The Government is coming under intense pressure as the City bonus season approaches, with Labour demanding action to rein in payouts expected to total as much as £7 billion. Mr Miliband has called for the 50% tax on bonuses over £25,000 imposed by former chancellor Alistair Darling to be extended for a second year.



Chancellor George Osborne yesterday confirmed the Treasury was in talks with the banks on a settlement designed to deliver smaller bonuses, increased lending and greater transparency on pay. He warned banks of possible penalties if they fail to reach agreement within the next few weeks, insisting that "nothing is off the table".



Mr Cameron today told MPs at Prime Minister's Questions that the Government wants a settlement with banks where "their taxes go up, their lending goes up and their bonuses come down".



But Mr Miliband accused him of failing to deliver on a pre-election promise to restrict bonuses in largely state-owned banks like RBS to £2,000 and failing to implement Labour legislation which would force financial institutions to declare any bonuses over £1 million.



The Labour leader said Mr Cameron was effectively giving banks a tax cut by implementing a levy expected to raise £1.25 billion this year while refusing to extend the bonus tax, which brought in £3.5 billion in 2010.
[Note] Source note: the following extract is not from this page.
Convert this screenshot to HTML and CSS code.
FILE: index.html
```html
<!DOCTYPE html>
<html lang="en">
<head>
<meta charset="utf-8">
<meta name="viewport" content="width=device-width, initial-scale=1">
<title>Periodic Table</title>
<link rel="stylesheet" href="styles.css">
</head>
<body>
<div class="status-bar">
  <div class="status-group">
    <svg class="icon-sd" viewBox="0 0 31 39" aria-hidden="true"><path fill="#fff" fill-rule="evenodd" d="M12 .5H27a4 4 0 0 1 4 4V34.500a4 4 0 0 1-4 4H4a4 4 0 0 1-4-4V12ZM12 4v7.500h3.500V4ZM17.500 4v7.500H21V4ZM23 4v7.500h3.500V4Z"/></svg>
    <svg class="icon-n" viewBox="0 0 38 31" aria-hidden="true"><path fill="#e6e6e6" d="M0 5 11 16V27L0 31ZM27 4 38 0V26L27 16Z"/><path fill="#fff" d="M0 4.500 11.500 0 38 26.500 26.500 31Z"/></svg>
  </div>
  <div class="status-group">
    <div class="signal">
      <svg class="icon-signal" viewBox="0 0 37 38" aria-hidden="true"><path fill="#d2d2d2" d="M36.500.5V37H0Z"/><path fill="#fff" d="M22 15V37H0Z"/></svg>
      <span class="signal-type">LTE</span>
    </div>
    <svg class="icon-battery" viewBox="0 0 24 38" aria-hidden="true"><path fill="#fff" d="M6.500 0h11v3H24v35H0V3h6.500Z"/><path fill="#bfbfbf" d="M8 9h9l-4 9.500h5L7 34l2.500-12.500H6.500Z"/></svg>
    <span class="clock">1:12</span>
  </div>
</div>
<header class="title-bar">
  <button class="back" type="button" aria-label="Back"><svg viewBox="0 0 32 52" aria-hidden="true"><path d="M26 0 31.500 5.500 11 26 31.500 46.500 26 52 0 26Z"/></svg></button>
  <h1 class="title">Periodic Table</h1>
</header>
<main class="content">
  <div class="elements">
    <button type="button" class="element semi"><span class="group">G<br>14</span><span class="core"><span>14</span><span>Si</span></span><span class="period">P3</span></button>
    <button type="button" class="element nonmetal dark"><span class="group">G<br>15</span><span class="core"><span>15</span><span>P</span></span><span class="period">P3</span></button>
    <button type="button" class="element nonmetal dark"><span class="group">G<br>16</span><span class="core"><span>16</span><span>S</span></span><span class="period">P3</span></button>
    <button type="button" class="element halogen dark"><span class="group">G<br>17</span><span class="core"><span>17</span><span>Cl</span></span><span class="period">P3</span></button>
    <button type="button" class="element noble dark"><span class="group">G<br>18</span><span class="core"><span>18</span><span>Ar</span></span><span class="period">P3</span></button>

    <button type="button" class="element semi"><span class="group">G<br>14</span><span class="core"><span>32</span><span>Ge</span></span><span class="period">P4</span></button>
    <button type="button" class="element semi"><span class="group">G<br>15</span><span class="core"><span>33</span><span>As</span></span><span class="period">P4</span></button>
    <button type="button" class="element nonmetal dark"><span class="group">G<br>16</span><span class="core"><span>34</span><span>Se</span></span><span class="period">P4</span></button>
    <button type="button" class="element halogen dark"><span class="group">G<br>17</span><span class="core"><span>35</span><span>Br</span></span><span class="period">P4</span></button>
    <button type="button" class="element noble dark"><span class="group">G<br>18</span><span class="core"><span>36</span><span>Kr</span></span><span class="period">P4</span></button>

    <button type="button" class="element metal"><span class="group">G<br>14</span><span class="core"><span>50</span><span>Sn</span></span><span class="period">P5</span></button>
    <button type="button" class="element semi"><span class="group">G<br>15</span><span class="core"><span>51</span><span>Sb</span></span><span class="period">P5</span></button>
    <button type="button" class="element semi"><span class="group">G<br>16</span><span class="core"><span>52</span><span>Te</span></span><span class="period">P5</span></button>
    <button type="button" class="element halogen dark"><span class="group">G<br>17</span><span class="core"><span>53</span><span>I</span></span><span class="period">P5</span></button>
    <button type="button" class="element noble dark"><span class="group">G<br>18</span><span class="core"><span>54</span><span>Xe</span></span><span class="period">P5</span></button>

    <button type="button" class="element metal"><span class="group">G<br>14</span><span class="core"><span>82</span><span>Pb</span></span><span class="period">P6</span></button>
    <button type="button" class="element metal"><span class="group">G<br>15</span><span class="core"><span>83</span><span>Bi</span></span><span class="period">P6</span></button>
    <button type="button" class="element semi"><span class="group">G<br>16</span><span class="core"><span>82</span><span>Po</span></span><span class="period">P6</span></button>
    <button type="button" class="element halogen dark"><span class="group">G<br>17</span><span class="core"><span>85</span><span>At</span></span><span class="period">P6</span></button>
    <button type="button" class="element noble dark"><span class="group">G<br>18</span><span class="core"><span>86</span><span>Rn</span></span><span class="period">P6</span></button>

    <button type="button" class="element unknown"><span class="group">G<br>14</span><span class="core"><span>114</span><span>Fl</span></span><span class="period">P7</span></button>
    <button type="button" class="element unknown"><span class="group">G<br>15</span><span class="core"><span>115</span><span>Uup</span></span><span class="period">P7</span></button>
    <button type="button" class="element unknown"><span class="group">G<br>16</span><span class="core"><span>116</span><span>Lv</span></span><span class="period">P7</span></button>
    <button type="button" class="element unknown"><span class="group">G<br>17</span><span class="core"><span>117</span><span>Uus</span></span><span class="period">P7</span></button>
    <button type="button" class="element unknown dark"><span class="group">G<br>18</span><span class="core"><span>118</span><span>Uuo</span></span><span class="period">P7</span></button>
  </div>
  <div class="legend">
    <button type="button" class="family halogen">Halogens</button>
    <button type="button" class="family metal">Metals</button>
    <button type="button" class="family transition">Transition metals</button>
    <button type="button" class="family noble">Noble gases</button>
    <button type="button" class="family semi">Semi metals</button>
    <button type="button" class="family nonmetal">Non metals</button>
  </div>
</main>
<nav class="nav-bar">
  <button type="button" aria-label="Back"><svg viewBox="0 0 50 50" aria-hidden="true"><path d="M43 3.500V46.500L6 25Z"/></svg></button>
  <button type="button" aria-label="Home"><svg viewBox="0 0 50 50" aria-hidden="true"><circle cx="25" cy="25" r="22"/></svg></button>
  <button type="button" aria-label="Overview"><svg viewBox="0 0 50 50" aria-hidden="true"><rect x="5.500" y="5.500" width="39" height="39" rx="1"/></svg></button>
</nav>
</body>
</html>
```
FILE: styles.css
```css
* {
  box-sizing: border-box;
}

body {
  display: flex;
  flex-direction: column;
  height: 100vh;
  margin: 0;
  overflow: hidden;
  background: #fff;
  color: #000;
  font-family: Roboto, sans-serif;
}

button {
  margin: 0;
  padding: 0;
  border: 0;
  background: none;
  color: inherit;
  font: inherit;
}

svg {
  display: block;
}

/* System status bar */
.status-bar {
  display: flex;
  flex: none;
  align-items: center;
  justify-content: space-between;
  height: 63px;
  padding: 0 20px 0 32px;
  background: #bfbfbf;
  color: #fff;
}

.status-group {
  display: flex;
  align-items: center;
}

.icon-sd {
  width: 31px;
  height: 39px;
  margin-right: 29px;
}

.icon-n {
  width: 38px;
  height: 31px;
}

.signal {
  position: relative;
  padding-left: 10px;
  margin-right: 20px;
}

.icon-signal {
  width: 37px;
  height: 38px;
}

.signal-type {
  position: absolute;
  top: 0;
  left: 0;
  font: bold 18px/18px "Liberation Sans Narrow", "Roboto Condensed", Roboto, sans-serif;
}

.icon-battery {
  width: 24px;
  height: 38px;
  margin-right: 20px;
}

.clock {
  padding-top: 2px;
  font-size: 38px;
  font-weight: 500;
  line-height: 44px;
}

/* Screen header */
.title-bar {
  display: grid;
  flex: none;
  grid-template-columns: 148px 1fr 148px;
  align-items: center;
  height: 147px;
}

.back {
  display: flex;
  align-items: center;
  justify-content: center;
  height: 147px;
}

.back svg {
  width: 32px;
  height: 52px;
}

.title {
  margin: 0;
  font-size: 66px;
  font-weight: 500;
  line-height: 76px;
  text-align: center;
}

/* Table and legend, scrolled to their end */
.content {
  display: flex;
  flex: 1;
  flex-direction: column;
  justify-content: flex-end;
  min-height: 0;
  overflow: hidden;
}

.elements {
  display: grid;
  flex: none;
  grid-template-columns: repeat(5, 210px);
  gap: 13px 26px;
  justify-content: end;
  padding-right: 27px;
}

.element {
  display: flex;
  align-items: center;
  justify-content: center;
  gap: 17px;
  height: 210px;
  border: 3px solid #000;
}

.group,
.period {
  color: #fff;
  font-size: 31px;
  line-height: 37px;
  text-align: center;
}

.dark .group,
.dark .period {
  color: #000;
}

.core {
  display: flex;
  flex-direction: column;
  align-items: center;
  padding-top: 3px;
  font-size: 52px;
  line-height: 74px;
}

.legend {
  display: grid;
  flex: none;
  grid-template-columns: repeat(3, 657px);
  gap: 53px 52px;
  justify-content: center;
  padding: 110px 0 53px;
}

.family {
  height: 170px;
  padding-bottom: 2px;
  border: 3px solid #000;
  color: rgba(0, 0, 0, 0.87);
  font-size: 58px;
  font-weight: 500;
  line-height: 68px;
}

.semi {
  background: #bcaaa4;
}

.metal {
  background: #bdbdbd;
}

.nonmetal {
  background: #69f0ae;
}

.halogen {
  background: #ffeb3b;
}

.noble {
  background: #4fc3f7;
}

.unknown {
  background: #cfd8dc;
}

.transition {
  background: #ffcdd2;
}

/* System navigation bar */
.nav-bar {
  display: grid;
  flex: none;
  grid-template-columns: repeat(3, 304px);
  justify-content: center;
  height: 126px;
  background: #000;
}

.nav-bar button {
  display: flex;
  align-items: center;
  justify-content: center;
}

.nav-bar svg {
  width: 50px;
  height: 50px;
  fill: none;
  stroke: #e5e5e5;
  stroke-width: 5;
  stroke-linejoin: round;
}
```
"The country is getting fed up with the Prime Minister's pathetic excuses on the banks," said Mr Miliband. "Can he explain to the British people why he thinks it is fair and reasonable, at a time when he is raising taxes on everyone else, to be cutting taxes this year on the banks.



"On the banks, the Prime Minister has had eight months to hold them to account, when is he going to start?"



But Mr Cameron said he would not "take lectures" from Mr Miliband, who he said had done nothing to improve regulation of the banks when an adviser in the Treasury.



Mr Cameron insisted that the net yield from last year's bonus tax had been £2.3 billion, while the Conservatives' banking levy would raise £2.5 billion annually once it was fully up and running and £9 billion over the coming years.



And he said that the overall tax take from banks would be bigger this year than last year.









Mocking shadow chancellor Alan Johnson for a string of errors with figures he has recently made in interviews, Mr Cameron said: "I know the shadow chancellor can't really do the numbers, so there is no point Wallace asking Gromit about this one.



"Last year, the banks paid £18 billion in tax. This year they are going to be paying £20 billion. Their taxes are going up...



"We have ended up with a shadow chancellor who can't count and a Labour leader who doesn't count."



Mr Osborne yesterday told MPs that discussions were ongoing on a settlement under which "the banks pay smaller bonuses than they otherwise would have done; are more transparent about those they do pay; make a greater contribution to local communities and regional economies; treat customers more fairly; and above all lend materially and verifiably more than they were planning to lend to the businesses of Britain".



And he added: "If the banks cannot commit to that I've made it very clear to them that nothing is off the table."



But Barclays chief executive Bob Diamond - believed to be in line for an £8 million payout - told MPs that neither Mr Cameron nor Mr Osborne had ever asked him to limit his bonus.



Mr Diamond was denounced as "the poster boy for everything that is wrong about Britain today" by TUC general secretary Brendan Barber after the Barclays boss told the Commons Treasury Committee yesterday that the "period of remorse and apology" from banks needed to end.